The trial of Thomas Paine was the commencement of a series of State prosecutions, not for political offences, but for political designs. The name of Paine had caused much apprehension, but many even amongst the Conservatives dreaded the extension of the practice of making the publication of a man's abstract opinions criminal, when unaccompanied with any direct or open attempt to put them into effect. In the beginning of 1793 followed prosecutions in Edinburgh, where the ministerial influence was great, against men who had associated to do little more than call for reform in Parliament; and five persons, whose alleged crimes consisted chiefly in having read Paine's "Rights of Man," and in having expressed either a partial approbation of his doctrines, or a strong declaration in favor of Parliamentary reform, were transported severally: Joseph Gerrald, William Skirving, and Thomas Muir for fourteen, and Thomas Fyshe Palmer and Maurice Margarot for seven years! These men had been active in the political societies, and it was imagined that, by an exemplary injustice of this kind, these societies would be intimidated. Such, however, was not the case, for, from this moment, the clubs in Edinburgh became more active than ever, and they certainly took a more dangerous character; so that, before the end of the year, there was actually a "British Convention" sitting in the Scottish capital. This was dissolved by force at the beginning of 1794, and two of its members were added to the convicts already destined for transportation. Their severe sentences provoked warm discussions in the English Parliament, but the ministers were inexorable in their resolution to put them in execution.

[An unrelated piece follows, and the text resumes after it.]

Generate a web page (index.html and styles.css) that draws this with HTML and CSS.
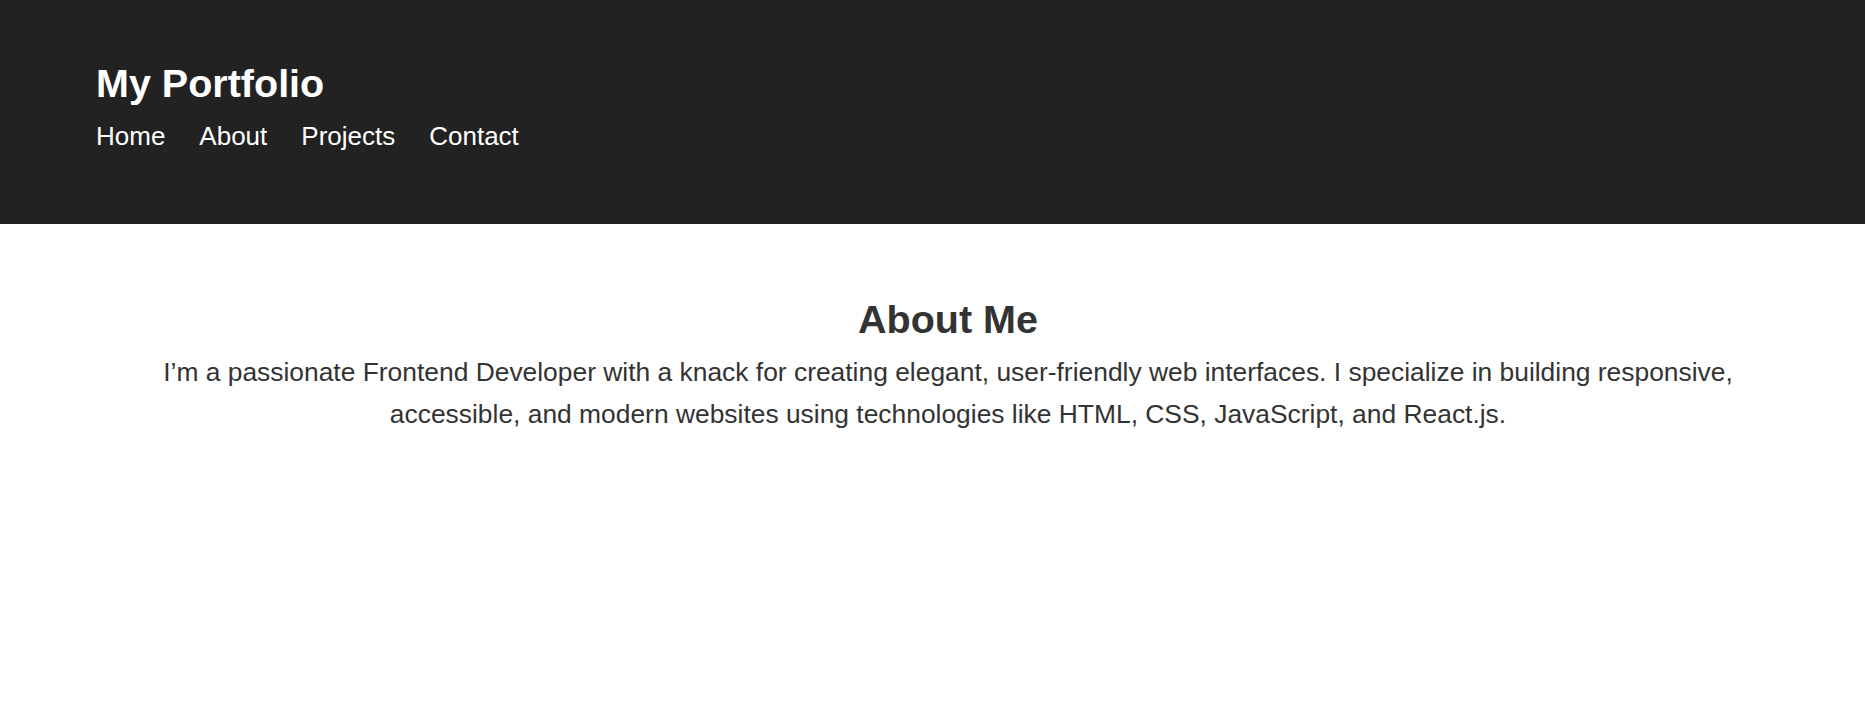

The extreme severity of the sentences passed on the Scottish political martyrs, even as judged by those admitting the legality and justice of their conviction, was so shameful as to rouse general interest. Barbarous as the law of Scotland appeared to be, it became a matter of doubt whether the Court of Justiciary had not exceeded its power, in substituting the punishment of transportation for that of banishment, imposed by the Act of Queen Anne, for the offence charged on those men.